### Written problem:
Your task is to output the listing word for word, with pictures excluded.

### Dataset extract:

-- begin --

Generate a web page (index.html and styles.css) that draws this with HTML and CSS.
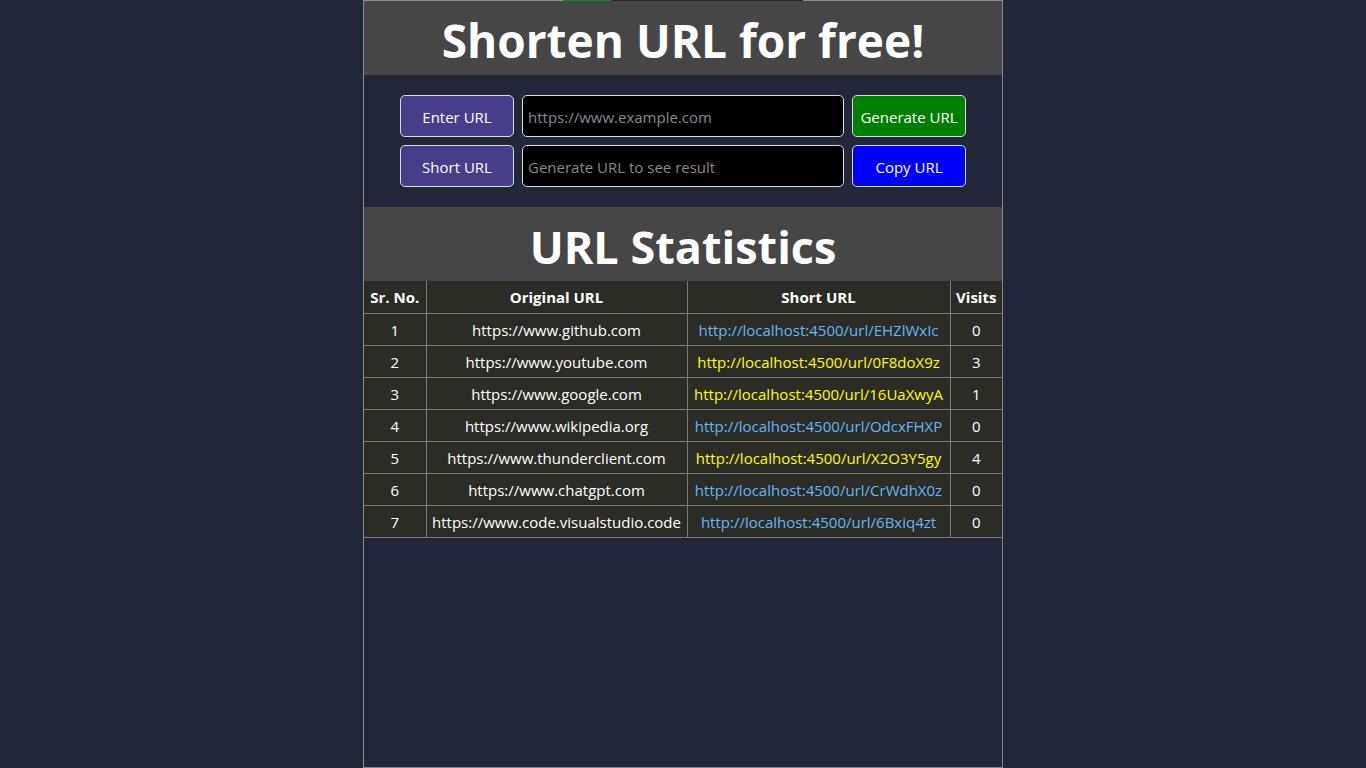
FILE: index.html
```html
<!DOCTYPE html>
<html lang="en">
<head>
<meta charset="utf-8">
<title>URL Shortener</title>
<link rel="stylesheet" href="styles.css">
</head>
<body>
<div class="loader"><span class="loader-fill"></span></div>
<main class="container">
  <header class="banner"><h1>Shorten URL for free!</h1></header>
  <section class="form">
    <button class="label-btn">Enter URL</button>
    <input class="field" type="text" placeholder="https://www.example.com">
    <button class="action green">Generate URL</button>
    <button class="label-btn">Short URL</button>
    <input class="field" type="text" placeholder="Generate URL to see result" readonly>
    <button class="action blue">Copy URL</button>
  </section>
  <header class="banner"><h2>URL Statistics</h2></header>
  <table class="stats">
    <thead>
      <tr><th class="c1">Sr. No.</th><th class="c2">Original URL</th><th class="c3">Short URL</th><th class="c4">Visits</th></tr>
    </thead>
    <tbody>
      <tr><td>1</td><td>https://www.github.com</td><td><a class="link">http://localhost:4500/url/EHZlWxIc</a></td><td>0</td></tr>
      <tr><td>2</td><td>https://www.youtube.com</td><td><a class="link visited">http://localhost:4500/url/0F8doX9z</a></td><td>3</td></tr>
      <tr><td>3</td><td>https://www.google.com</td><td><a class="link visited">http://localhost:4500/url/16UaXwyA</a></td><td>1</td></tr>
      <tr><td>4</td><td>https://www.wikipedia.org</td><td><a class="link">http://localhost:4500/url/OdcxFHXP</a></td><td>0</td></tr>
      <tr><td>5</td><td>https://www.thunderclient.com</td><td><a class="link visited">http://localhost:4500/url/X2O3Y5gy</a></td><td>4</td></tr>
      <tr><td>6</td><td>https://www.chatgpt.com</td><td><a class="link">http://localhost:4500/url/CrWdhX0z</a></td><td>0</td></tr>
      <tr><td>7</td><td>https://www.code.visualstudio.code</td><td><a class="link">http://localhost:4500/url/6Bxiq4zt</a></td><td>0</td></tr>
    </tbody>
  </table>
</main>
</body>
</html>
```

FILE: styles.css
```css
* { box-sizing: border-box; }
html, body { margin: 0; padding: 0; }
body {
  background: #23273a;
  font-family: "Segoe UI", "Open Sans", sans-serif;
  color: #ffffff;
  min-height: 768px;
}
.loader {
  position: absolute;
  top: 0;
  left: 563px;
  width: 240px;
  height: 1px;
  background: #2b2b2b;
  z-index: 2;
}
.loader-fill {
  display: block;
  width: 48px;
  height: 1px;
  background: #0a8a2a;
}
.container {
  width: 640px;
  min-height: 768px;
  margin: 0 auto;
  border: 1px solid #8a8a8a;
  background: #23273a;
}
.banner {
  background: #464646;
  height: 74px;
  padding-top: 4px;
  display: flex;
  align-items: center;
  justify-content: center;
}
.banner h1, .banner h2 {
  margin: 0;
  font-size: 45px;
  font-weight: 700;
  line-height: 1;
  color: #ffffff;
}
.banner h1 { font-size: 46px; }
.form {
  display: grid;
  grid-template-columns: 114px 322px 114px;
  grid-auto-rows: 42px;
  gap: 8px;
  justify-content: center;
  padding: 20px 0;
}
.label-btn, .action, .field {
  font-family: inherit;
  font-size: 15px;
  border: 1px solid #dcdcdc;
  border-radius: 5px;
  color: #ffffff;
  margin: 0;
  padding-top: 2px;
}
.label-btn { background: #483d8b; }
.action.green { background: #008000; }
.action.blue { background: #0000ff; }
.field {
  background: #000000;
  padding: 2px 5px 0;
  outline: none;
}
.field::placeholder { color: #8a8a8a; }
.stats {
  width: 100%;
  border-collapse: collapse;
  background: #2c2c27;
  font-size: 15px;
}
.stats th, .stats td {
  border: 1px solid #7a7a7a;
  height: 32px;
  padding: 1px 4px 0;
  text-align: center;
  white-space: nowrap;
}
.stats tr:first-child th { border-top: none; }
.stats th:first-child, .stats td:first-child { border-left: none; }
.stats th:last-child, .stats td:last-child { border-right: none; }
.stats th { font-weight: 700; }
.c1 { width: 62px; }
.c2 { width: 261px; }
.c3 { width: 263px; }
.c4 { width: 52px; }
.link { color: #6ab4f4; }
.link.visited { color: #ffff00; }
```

-- end --

### Full solution:
Generate a web page (index.html and styles.css) that draws this with HTML and CSS.
FILE: index.html
```html
<!DOCTYPE html>
<html lang="en">
<head>
<meta charset="utf-8">
<title>URL Shortener</title>
<link rel="stylesheet" href="styles.css">
</head>
<body>
<div class="loader"><span class="loader-fill"></span></div>
<main class="container">
  <header class="banner"><h1>Shorten URL for free!</h1></header>
  <section class="form">
    <button class="label-btn">Enter URL</button>
    <input class="field" type="text" placeholder="https://www.example.com">
    <button class="action green">Generate URL</button>
    <button class="label-btn">Short URL</button>
    <input class="field" type="text" placeholder="Generate URL to see result" readonly>
    <button class="action blue">Copy URL</button>
  </section>
  <header class="banner"><h2>URL Statistics</h2></header>
  <table class="stats">
    <thead>
      <tr><th class="c1">Sr. No.</th><th class="c2">Original URL</th><th class="c3">Short URL</th><th class="c4">Visits</th></tr>
    </thead>
    <tbody>
      <tr><td>1</td><td>https://www.github.com</td><td><a class="link">http://localhost:4500/url/EHZlWxIc</a></td><td>0</td></tr>
      <tr><td>2</td><td>https://www.youtube.com</td><td><a class="link visited">http://localhost:4500/url/0F8doX9z</a></td><td>3</td></tr>
      <tr><td>3</td><td>https://www.google.com</td><td><a class="link visited">http://localhost:4500/url/16UaXwyA</a></td><td>1</td></tr>
      <tr><td>4</td><td>https://www.wikipedia.org</td><td><a class="link">http://localhost:4500/url/OdcxFHXP</a></td><td>0</td></tr>
      <tr><td>5</td><td>https://www.thunderclient.com</td><td><a class="link visited">http://localhost:4500/url/X2O3Y5gy</a></td><td>4</td></tr>
      <tr><td>6</td><td>https://www.chatgpt.com</td><td><a class="link">http://localhost:4500/url/CrWdhX0z</a></td><td>0</td></tr>
      <tr><td>7</td><td>https://www.code.visualstudio.code</td><td><a class="link">http://localhost:4500/url/6Bxiq4zt</a></td><td>0</td></tr>
    </tbody>
  </table>
</main>
</body>
</html>
```

FILE: styles.css
```css
* { box-sizing: border-box; }
html, body { margin: 0; padding: 0; }
body {
  background: #23273a;
  font-family: "Segoe UI", "Open Sans", sans-serif;
  color: #ffffff;
  min-height: 768px;
}
.loader {
  position: absolute;
  top: 0;
  left: 563px;
  width: 240px;
  height: 1px;
  background: #2b2b2b;
  z-index: 2;
}
.loader-fill {
  display: block;
  width: 48px;
  height: 1px;
  background: #0a8a2a;
}
.container {
  width: 640px;
  min-height: 768px;
  margin: 0 auto;
  border: 1px solid #8a8a8a;
  background: #23273a;
}
.banner {
  background: #464646;
  height: 74px;
  padding-top: 4px;
  display: flex;
  align-items: center;
  justify-content: center;
}
.banner h1, .banner h2 {
  margin: 0;
  font-size: 45px;
  font-weight: 700;
  line-height: 1;
  color: #ffffff;
}
.banner h1 { font-size: 46px; }
.form {
  display: grid;
  grid-template-columns: 114px 322px 114px;
  grid-auto-rows: 42px;
  gap: 8px;
  justify-content: center;
  padding: 20px 0;
}
.label-btn, .action, .field {
  font-family: inherit;
  font-size: 15px;
  border: 1px solid #dcdcdc;
  border-radius: 5px;
  color: #ffffff;
  margin: 0;
  padding-top: 2px;
}
.label-btn { background: #483d8b; }
.action.green { background: #008000; }
.action.blue { background: #0000ff; }
.field {
  background: #000000;
  padding: 2px 5px 0;
  outline: none;
}
.field::placeholder { color: #8a8a8a; }
.stats {
  width: 100%;
  border-collapse: collapse;
  background: #2c2c27;
  font-size: 15px;
}
.stats th, .stats td {
  border: 1px solid #7a7a7a;
  height: 32px;
  padding: 1px 4px 0;
  text-align: center;
  white-space: nowrap;
}
.stats tr:first-child th { border-top: none; }
.stats th:first-child, .stats td:first-child { border-left: none; }
.stats th:last-child, .stats td:last-child { border-right: none; }
.stats th { font-weight: 700; }
.c1 { width: 62px; }
.c2 { width: 261px; }
.c3 { width: 263px; }
.c4 { width: 52px; }
.link { color: #6ab4f4; }
.link.visited { color: #ffff00; }
```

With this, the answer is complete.